The latest is Lane Kiffin, who spent the last three seasons as Saban’s offensive coordinator at Alabama. Kiffin is now at Florida Atlantic. At the ripe old age of 42, it’s Kiffin’s fourth head coaching job. Previously, he was with the Oakland Raiders of the NFL, Tennessee and Southern Cal.
It remains to be seen how this will work out for Kiffin. His stint in Tuscaloosa was a win-win. Coming off an abrupt and ugly exit at Southern Cal, he needed a version of coaching rehab. Saban provided that. Kiffin diversified and improved the Alabama offense. As head coach, Saban reaped the benefits.
As for Saban proteges, it’s a mixed bag when it comes to their performances as head coaches. Some have been quite successful. Others have fallen flat on their faces once they got out from under Saban’s shadow. Everybody is trying to hire Saban 2.0.
Sometimes, though, you wind up with Saban Light.
Over the last several years, the SEC East has been a landing strip for coaches that once worked for Saban.
Tennessee, Florida, Georgia and South Carolina have tried to fix their programs by hiring a former Saban assistant, with uneven results.
In 2010, Tennessee handed over the reins to Derek Dooley, who had coached under Saban at both LSU and with the Miami Dolphins.
It was an unmitigated disaster. It became clear to those around him that Dooley lacked Saban’s focus and attention to detail. Dooley was easily distracted. Likewise, he had trouble filling out a competent coaching staff.
His hiring of Sal Sunseri, another Saban assistant, as UT’s defensive coordinator in 2012 factored heavily into Dooley’s ouster after just three seasons.
Say this much for Dooley, though: He didn’t take Saban’s lead when it came to dealing with the media.
Few recent SEC coaches have provided as much entertainment at press conferences as Dooley.
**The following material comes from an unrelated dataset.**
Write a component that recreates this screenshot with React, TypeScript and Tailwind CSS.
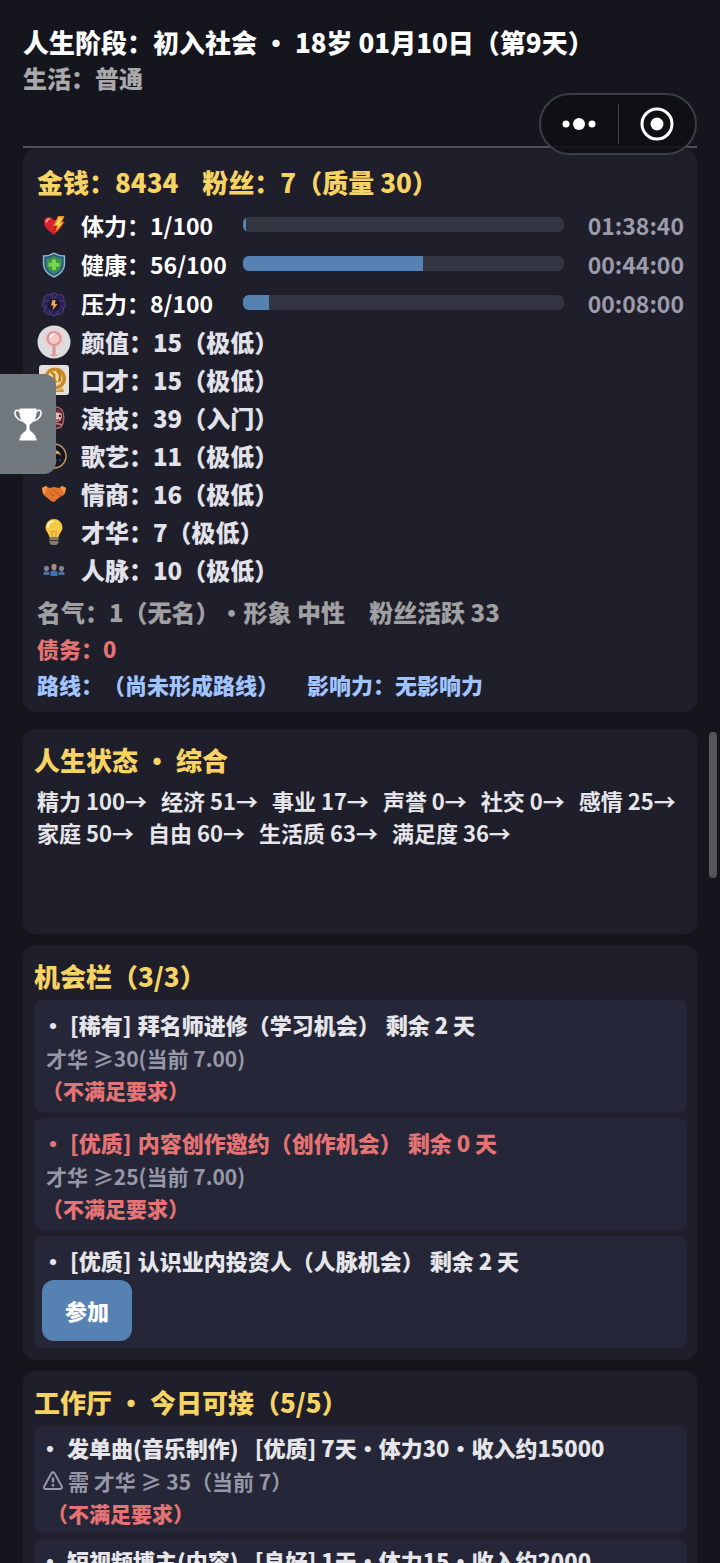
import type { ReactNode } from 'react'
import { clsx } from 'clsx'

const HeartIcon = () => (
  <svg viewBox="0 0 24 24" className="size-6">
    <path d="M12 21C7 17 2 13 2 8.500 2 5 4.300 3 7 3c2.200 0 3.800 1 5 3l3 1 1 6z" fill="#d8232f" />
    <path d="M4.500 8c0-1.800 1.200-2.800 2.800-2.800" stroke="#f79a94" strokeWidth="1.800" fill="none" strokeLinecap="round" />
    <path d="M12 21c4-4 7-6 9-10l-4-3-4 3z" fill="#a91b22" />
    <path d="M16 2h6.500l-2.500 6h2.500L13 19l2-7h-4z" fill="#f08c1f" />
    <path d="M17 3.500h3.500L17.500 9.500h2.500l-5 6.500 1.500-5h-3z" fill="#ffd45c" />
  </svg>
)

const ShieldIcon = () => (
  <svg viewBox="0 0 24 26" className="h-[26px] w-6">
    <path d="M12 1c3 2 6 3 10.500 3v8c0 6-4 10-10.500 13C5.500 22 1.500 18 1.500 12V4C6 4 9 3 12 1z" fill="#2d5a80" stroke="#8fb9cf" strokeWidth="1.400" />
    <path d="M12 4c2.500 1.500 5 2.200 7.800 2.500V12c0 4.500-3 7.600-7.800 10-4.800-2.400-7.800-5.500-7.800-10V6.500C7 6.200 9.500 5.500 12 4z" fill="#3a9150" />
    <path d="M10 7.500h4v3.300h3.500v4H14V18h-4v-3.200H6.500v-4H10z" fill="#7bd44e" />
  </svg>
)

const StressIcon = () => (
  <svg viewBox="0 0 24 24" className="size-6">
    <g fill="#2b2350" stroke="#4a3c80" strokeWidth="1.200">
      <circle cx="12" cy="5" r="4" />
      <circle cx="6.500" cy="7" r="4.500" />
      <circle cx="17.500" cy="7" r="4.500" />
      <circle cx="4.500" cy="12.500" r="4" />
      <circle cx="19.500" cy="12.500" r="4" />
      <circle cx="7" cy="18" r="4.500" />
      <circle cx="17" cy="18" r="4.500" />
      <circle cx="12" cy="19.500" r="4" />
    </g>
    <circle cx="12" cy="13" r="6.500" fill="#1d1836" />
    <path d="M13.500 8h-3L9 13.500h2.500l-1 5L15.500 12h-2.500z" fill="#f3a552" />
  </svg>
)

const MirrorIcon = () => (
  <svg viewBox="0 0 34 34" className="size-[34px]">
    <circle cx="17" cy="17" r="16.500" fill="#dddcde" />
    <circle cx="17" cy="13.500" r="10.500" fill="#eccfd0" />
    <circle cx="17" cy="13.500" r="6.500" fill="#f4c8c9" stroke="#dc949a" strokeWidth="2.200" />
    <path d="M13.500 12c.5-1.800 1.600-2.600 3-2.800" stroke="#fff3f2" strokeWidth="2" fill="none" strokeLinecap="round" />
    <path d="M17 21v9" stroke="#dc949a" strokeWidth="3" strokeLinecap="round" />
    <path d="M14.500 30h5" stroke="#e3a3a7" strokeWidth="2" strokeLinecap="round" />
  </svg>
)

const SpeechIcon = () => (
  <svg viewBox="0 0 30 30" className="size-[30px]">
    <rect width="30" height="30" rx="3" fill="#e4e1dc" />
    <circle cx="16" cy="13.500" r="11" fill="#c98a2a" />
    <circle cx="16" cy="13.500" r="7.500" fill="#f2dba9" />
    <path d="M12 8c3 0 4 2 3 5l2 5M18 6c3 2 4 6 2 11" stroke="#c07f1f" strokeWidth="2.500" fill="none" />
    <path d="M8 24c4 2 12 2 16-1l1 4H8z" fill="#d69a35" />
  </svg>
)

const MaskIcon = () => (
  <svg viewBox="0 0 24 24" className="size-6">
    <path d="M5 3c4-3 12-3 15 1 3 5 2 13-1 17-4 2-10 2-14 0C1 16 1 8 5 3z" fill="#47242f" stroke="#a4666f" strokeWidth="1.400" />
    <ellipse cx="14.500" cy="10" rx="5.500" ry="6" fill="#e9b6b5" />
    <path d="M8 7c3-4 9-5 13-1l-1 2c-4-2-8-2-12 1z" fill="#6b3039" />
    <circle cx="13" cy="10" r="1.200" fill="#321b24" />
    <circle cx="18" cy="10" r="1.200" fill="#321b24" />
    <path d="M13 13.500c1.500 1.200 3 1.200 4.500 0" stroke="#9e303b" strokeWidth="1.500" fill="none" />
    <path d="M9 20c3-3 7-3 11-1" stroke="#c47a80" strokeWidth="1.800" fill="none" />
  </svg>
)

const SingIcon = () => (
  <svg viewBox="0 0 26 26" className="size-[26px]">
    <circle cx="13" cy="13" r="12" fill="#16141c" stroke="#c9a265" strokeWidth="1.400" />
    <path d="M13 7c4 0 6 2 7 6-1.500-2-3.500-2.500-7-2z" fill="#dba558" />
    <circle cx="15" cy="17.500" r="1" fill="#4b5578" />
    <circle cx="19" cy="17" r="1" fill="#4b5578" />
  </svg>
)

const HandshakeIcon = () => (
  <svg viewBox="0 0 26 18" className="h-[18px] w-[26px]">
    <path d="M1 3l4-2 3 2 5-1 5 1 3-2 4 2-2 7-4 2-6 5-3-1-6-5-2-2z" fill="#e2762f" />
    <path d="M12 5l3 2 5 4-1 1M9 8l4 3" stroke="#b9531e" strokeWidth="1" fill="none" />
    <path d="M1 3l4-2 1 1-3 7-1-1zM25 3l-4-2-1 1 3 7 1-1z" fill="#f29a4c" />
  </svg>
)

const BulbIcon = () => (
  <svg viewBox="0 0 20 28" className="h-7 w-5">
    <path d="M10 1a8.500 8.500 0 0 0-8.500 8.500C1.500 13 5 15.500 5.500 19.500h9c.5-4 4-6.500 4-10A8.500 8.500 0 0 0 10 1z" fill="#f6ca45" />
    <path d="M4 9c0-3 2-5 5-5.500" stroke="#fff3b5" strokeWidth="2" fill="none" strokeLinecap="round" />
    <path d="M8.500 19l-1-6 2.500 1 2.500-1-1 6" stroke="#d9982a" strokeWidth="1" fill="none" />
    <path d="M5.500 20h9v5l-2 2h-5l-2-2z" fill="#84796d" />
    <path d="M5.500 22.500h9" stroke="#3f3a3c" strokeWidth="1" />
  </svg>
)

const NetworkIcon = () => (
  <svg viewBox="0 0 22 14" className="h-[14px] w-[22px]">
    <rect x="1" y="3" width="5" height="5" rx="2" fill="#85828e" />
    <path d="M.5 12V9.500L3 8l3.500 1.500V12z" fill="#4c6f9f" />
    <rect x="16" y="3" width="5" height="5" rx="2" fill="#85828e" />
    <path d="M15.500 12V9.500L18.500 8l3 1.500V12z" fill="#4c6f9f" />
    <rect x="8.500" y="1" width="5" height="6" rx="2" fill="#b0917f" />
    <path d="M7.500 13V8.500L11 7l3.500 1.500V13z" fill="#3b70b5" />
  </svg>
)

const TrophyIcon = () => (
  <svg viewBox="0 0 28 33" className="h-[33px] w-7">
    <path d="M6 4.500C5 1.500 1 1.500 1 5c0 4 3 6.500 7.500 8M22 4.500c1-3 5-3 5 .500 0 4-3 6.500-7.500 8" fill="none" stroke="#fff" strokeWidth="1.600" />
    <path d="M5.500.500h17c.3 6-.500 10.500-3 13-1.500 1.500-3.300 2.500-4 3.500v4c0 2.500 4 3 5 6h1v3h1v2.500h-17V30h1v-3h1c1-3 5-3.500 5-6v-4c-.7-1-2.500-2-4-3.500-2.500-2.500-3.300-7-3-13z" fill="#fff" />
  </svg>
)

const WarningIcon = () => (
  <svg viewBox="0 0 22 20" className="h-5 w-[22px]" fill="none" stroke="currentColor" strokeWidth="2" strokeLinejoin="round">
    <path d="M9.400 2.200a1.900 1.900 0 0 1 3.200 0l7.200 13.300a1.700 1.700 0 0 1-1.500 2.500H3.700a1.700 1.700 0 0 1-1.500-2.500z" />
    <path d="M11 6.500v5M11 13v2.400" strokeWidth="2.400" />
  </svg>
)

const vitals = [
  { label: '体力', value: 1, time: '01:38:40', icon: <HeartIcon /> },
  { label: '健康', value: 56, time: '00:44:00', icon: <ShieldIcon /> },
  { label: '压力', value: 8, time: '00:08:00', icon: <StressIcon /> },
]

const attributes = [
  { text: '颜值：15（极低）', icon: <MirrorIcon /> },
  { text: '口才：15（极低）', icon: <SpeechIcon /> },
  { text: '演技：39（入门）', icon: <MaskIcon /> },
  { text: '歌艺：11（极低）', icon: <SingIcon /> },
  { text: '情商：16（极低）', icon: <HandshakeIcon /> },
  { text: '才华：7（极低）', icon: <BulbIcon /> },
  { text: '人脉：10（极低）', icon: <NetworkIcon /> },
]

const lifeStates = [
  '精力 100→',
  '经济 51→',
  '事业 17→',
  '声誉 0→',
  '社交 0→',
  '感情 25→',
  '家庭 50→',
  '自由 60→',
  '生活质 63→',
  '满足度 36→',
]

const opportunities = [
  { tag: '[稀有]', name: '拜名师进修（学习机会）', left: '剩余 2 天', need: '才华 ≥30(当前 7.00)' },
  { tag: '[优质]', name: '内容创作邀约（创作机会）', left: '剩余 0 天', need: '才华 ≥25(当前 7.00)', urgent: true },
  { tag: '[优质]', name: '认识业内投资人（人脉机会）', left: '剩余 2 天' },
]

const jobs = [
  { name: '发单曲(音乐制作)', detail: '[优质] 7天・体力30・收入约15000', need: '需 才华 ≥ 35（当前 7）' },
  { name: '短视频博主(内容)', detail: '[良好] 1天・体力15・收入约2000', need: '需 才华 ≥ 20（当前 7）' },
]

function IconSlot({ children }: { children: ReactNode }) {
  return <span className="flex w-[34px] shrink-0 items-center justify-center">{children}</span>
}

function Panel({ title, className, children }: { title: string; className?: string; children: ReactNode }) {
  return (
    <section className={clsx('rounded-xl bg-[#1f1e2b] pt-2 pr-[10px] pl-[11px]', className)}>
      <h2 className="h-[47px] text-[26px] leading-[46px] text-[#f7d364]">{title}</h2>
      {children}
    </section>
  )
}

export default function App() {
  return (
    <div className="relative h-screen overflow-hidden bg-[#15151e] font-['Noto_Sans_CJK_SC',sans-serif] font-black whitespace-nowrap [text-spacing-trim:space-all]">
      <main className="flex flex-col px-[23px]">
        <header className="h-[148px] border-b-2 border-[#504f5b] pt-6">
          <h1 className="text-[26px] leading-9 text-white">人生阶段：初入社会 ・ 18岁 01月10日（第9天）</h1>
          <p className="text-2xl leading-9 text-[#a9a9ab]">生活：普通</p>
        </header>

        <section className="mt-px rounded-xl bg-[#1f1e2b] pt-[10px] pr-[13px] pb-[10px] pl-[14px]">
          <p className="h-[47px] text-[26px] leading-[45px] text-[#f7d364]">
            <span>金钱：8434</span>
            <span className="ml-6">粉丝：7（质量 30）</span>
          </p>
          {vitals.map((v) => (
            <div key={v.label} className="flex h-[39px] items-center">
              <IconSlot>{v.icon}</IconSlot>
              <span className="ml-[10px] w-[162px] text-[23px] font-bold text-white">
                {v.label}：{v.value}/100
              </span>
              <div className="mb-[3px] h-[15px] flex-1 overflow-hidden rounded-md bg-[#333543]">
                <div className="h-full bg-[#5582b3]" style={{ width: `${v.value}%` }} />
              </div>
              <span className="w-[120px] text-right text-[23px] font-bold text-[#9c9ba9]">{v.time}</span>
            </div>
          ))}
          <ul>
            {attributes.map((a) => (
              <li key={a.text} className="flex h-[38px] items-center gap-[10px] text-2xl text-[#e2e2ea]">
                <IconSlot>{a.icon}</IconSlot>
                {a.text}
              </li>
            ))}
          </ul>
          <div className="mt-[5px]">
            <p className="text-2xl leading-9 text-[#a0a0a2]">
              名气：1（无名）・形象 中性<span className="ml-6">粉丝活跃 33</span>
            </p>
            <p className="text-[22px] leading-9 text-[#e57373]">债务：0</p>
            <p className="text-[22px] leading-9 text-[#a0c4ff]">
              路线：（尚未形成路线）<span className="ml-7">影响力：无影响力</span>
            </p>
          </div>
        </section>

        <Panel title="人生状态 ・ 综合" className="mt-[17px] min-h-[205px]">
          <div className="flex flex-wrap gap-x-[14px] pl-[3px] text-[22px] leading-8 font-bold text-[#e6e6ea]">
            {lifeStates.map((s) => (
              <span key={s}>{s}</span>
            ))}
          </div>
        </Panel>

        <Panel title="机会栏（3/3）" className="mt-[11px] pb-3">
          <ul className="flex flex-col gap-[6px]">
            {opportunities.map((o) => (
              <li key={o.name} className="h-[112px] rounded-lg bg-[#252637] px-2 pt-[6px]">
                <p className={clsx('flex text-[22px] leading-9', o.urgent ? 'text-[#e57373]' : 'text-[#e6e6ea]')}>
                  <span className="mr-[6px]">・</span>
                  <span className="mr-[6px]">{o.tag}</span>
                  <span className="mr-[6px]">{o.name}</span>
                  <span>{o.left}</span>
                </p>
                {o.need ? (
                  <>
                    <p className="pl-1 text-[21px] leading-8 font-bold text-[#9698a8]">{o.need}</p>
                    <p className="text-[21px] leading-8 text-[#e57373]">（不满足要求）</p>
                  </>
                ) : (
                  <button type="button" className="mt-[2px] rounded-xl bg-[#5582b3] px-[23px] py-[14px] text-[22px] leading-[33px] text-white">
                    参加
                  </button>
                )}
              </li>
            ))}
          </ul>
        </Panel>

        <Panel title="工作厅 ・ 今日可接（5/5）" className="mt-[11px] pb-3">
          <ul className="flex flex-col gap-[6px]">
            {jobs.map((j) => (
              <li key={j.name} className="h-[107px] rounded-lg bg-[#252637] px-[5px] pt-[3px]">
                <p className="flex text-[22px] leading-9 text-[#e6e6ea]">
                  <span className="mr-[6px]">・</span>
                  <span className="mr-4">{j.name}</span>
                  <span>{j.detail}</span>
                </p>
                <p className="flex items-center gap-1 pl-[3px] text-[21px] leading-8 font-bold text-[#9698a8]">
                  <WarningIcon />
                  {j.need}
                </p>
                <p className="pl-2 text-[21px] leading-8 text-[#e57373]">（不满足要求）</p>
              </li>
            ))}
          </ul>
        </Panel>
      </main>

      <div className="absolute top-[93px] right-[23px] flex h-[62px] w-[158px] items-center rounded-full border-2 border-[#3d3d45] bg-[#0e0e13]/85">
        <button type="button" aria-label="更多" className="flex flex-1 justify-center">
          <svg viewBox="0 0 34 16" className="h-4 w-[34px]" fill="#fff">
            <circle cx="4" cy="8" r="3.500" />
            <circle cx="17" cy="8" r="6" />
            <circle cx="30" cy="8" r="3.500" />
          </svg>
        </button>
        <span className="h-10 w-px bg-[#3d3d45]" />
        <button type="button" aria-label="关闭" className="flex flex-1 justify-center">
          <svg viewBox="0 0 34 34" className="size-[34px]">
            <circle cx="17" cy="17" r="15" fill="none" stroke="#fff" strokeWidth="3" />
            <circle cx="17" cy="17" r="6.500" fill="#fff" />
          </svg>
        </button>
      </div>

      <button
        type="button"
        aria-label="成就"
        className="absolute top-[374px] left-0 flex h-[100px] w-14 items-center justify-center rounded-r-xl bg-[#70777d]"
      >
        <TrophyIcon />
      </button>

      <div className="absolute top-[732px] right-[3px] h-[146px] w-2 rounded-full bg-[#565658]" />
    </div>
  )
}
Take a YouTube spin through Dooley’s comparison to his Vols and the Germans on D-Day.
It might be the high point of his UT tenure. Dooley’s humor and delivery in such settings were in marked contrast to Saban, who always seems to have one eye on the nearest exit when he’s meeting with the media.
Given what happened at UT, I doubt Dooley will ever get another head coaching gig on any level. He’s currently wide receivers coach with the Dallas Cowboys.
In 2011, Florida hired Will Muschamp, who, like Dooley, had worked at both LSU and Miami under Saban. Muschamp lasted four years before getting fired. But that didn’t prevent South Carolina from giving him a second chance in 2016. The results have been lukewarm, at best.
In 2015, Florida again went to the Saban coaching tree, hiring Jim McElwain, who had been offensive coordinator at Alabama in 2008-11 before heading to Colorado State as head coach. McElwain has won back-to-back Eastern Division titles.
At Georgia, it’s fair to wonder if Bulldogs power brokers would have jettisoned Mark Richt after the 2015 season if they hadn’t had a strong belief they could hire Kirby Smart off Saban’s staff.
Smart, a Georgia grad, has a long history with Saban, having worked for him at LSU, with the Dolphins and at Alabama.
After a so-so 8-5 debut in Athens, Smart’s Dawgs are the consensus pick to win the SEC East in the upcoming season.
Saban’s influence stretches well outside the SEC. Jimbo Fisher, who was offensive coordinator for Saban at LSU, has won a national championship at Florida State. Mark Dantonio owns three Big Ten titles at Michigan State, where he once served as defensive backs coach under Saban.
Saban’s coaching tree stretches further. Titans coach Mike Mularkey was offensive coordinator at Miami in 2006, the second and final season of Saban’s fling with the NFL.
After taking over for Ken Whisenhunt midway through the 2015 season, Mularkey is 11-14 but the franchise is on an uptick. This season, the Titans have a legitimate chance at making the playoffs for the first time since 2007.
Others have struggled. Bobby Williams was running backs coach at Michigan State in 1999 when Saban accepted the LSU job. Williams took over the Spartans and won the Citrus Bowl. He went just 6-15 in Big Ten play over the next three seasons, however, and was fired after a 49-3 loss to rival Michigan.
Williams is now in his second year as special assistant to the head coach at Alabama, where he previously coached tight ends and was special teams coordinator.
With Saban now under contract through 2024, at which time he’ll turn 73, he’s likely not done churning out future head coaches.
After all, everybody is always on the lookout for the next Nick Saban.